Denbeaux stated: “Once again, they’ve failed to identify names, numbers, dates, times, places, or acts upon which their report relies. Every time they have been required to identify the parties, the DOD has been forced to retract their false IDs and their numbers. They have included people who have never even set foot in Guantánamo—much less were they released from there. They have counted people as 'returning to the fight' for their having written an Op-ed piece in the New York and for their having appeared in a documentary exhibited at the Cannes Film Festival. The DOD has revised and retracted their internally conflicting definitions, criteria, and their numbers so often that they have ceased to have any meaning—except as an effort to sway public opinion by painting a false portrait of the supposed dangers of these men.
"Forty-three times they have given numbers—which conflict with each other—all of which are seriously undercut by the DOD statement that 'they do not track' former detainees.
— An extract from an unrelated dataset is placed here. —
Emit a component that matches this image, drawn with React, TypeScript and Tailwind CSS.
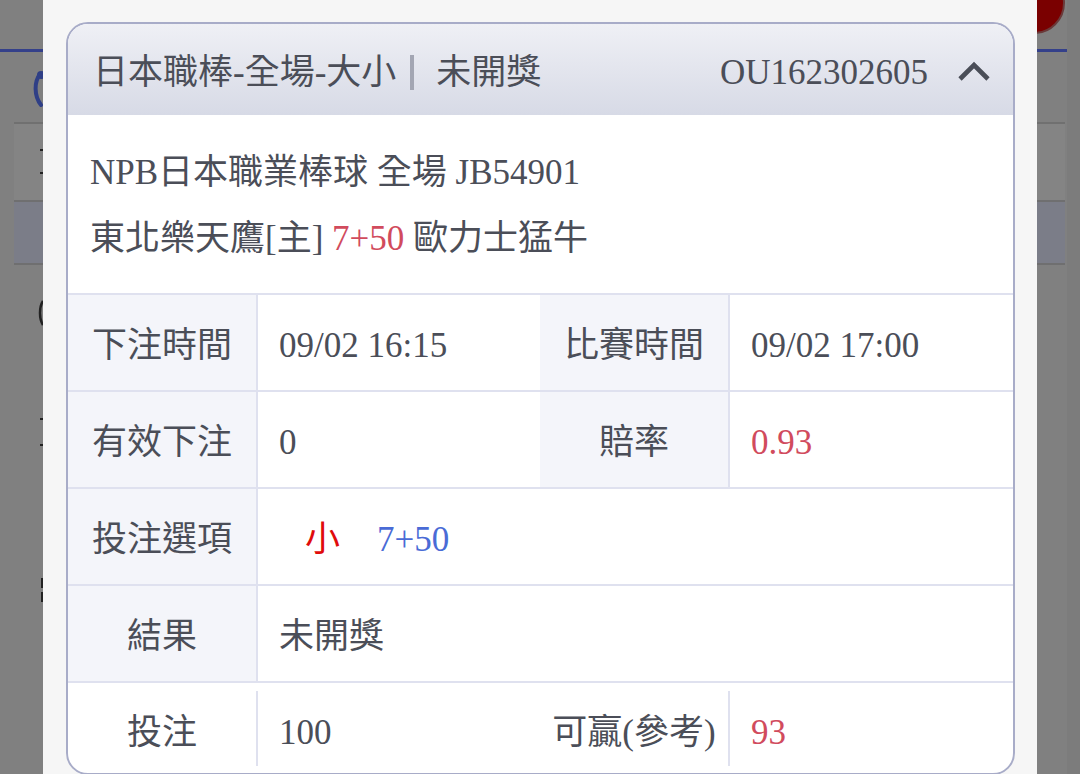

Rather than making up numbers “willy-nilly” about post release conduct, America might be better served if our government actually kept track of them.”
Still, leaving aside the lies and the inanity, it's entirely possible that even a competent process would release some detainees who might later join up with al Qaeda. That's a risk worth considering, but let's consider it in context. According to every counter-terrorism expert I can find, our lawless detention and interrogation practices have radicalized far more than the relatively small number of detainees who have "returned to the battlefield". Indeed, abu Ghraib and Guantanamo are said to be the number one and two motivations for the foreign fighters who've flocked to Iraq. Why isn't Bill O'Reilly fulminating about that?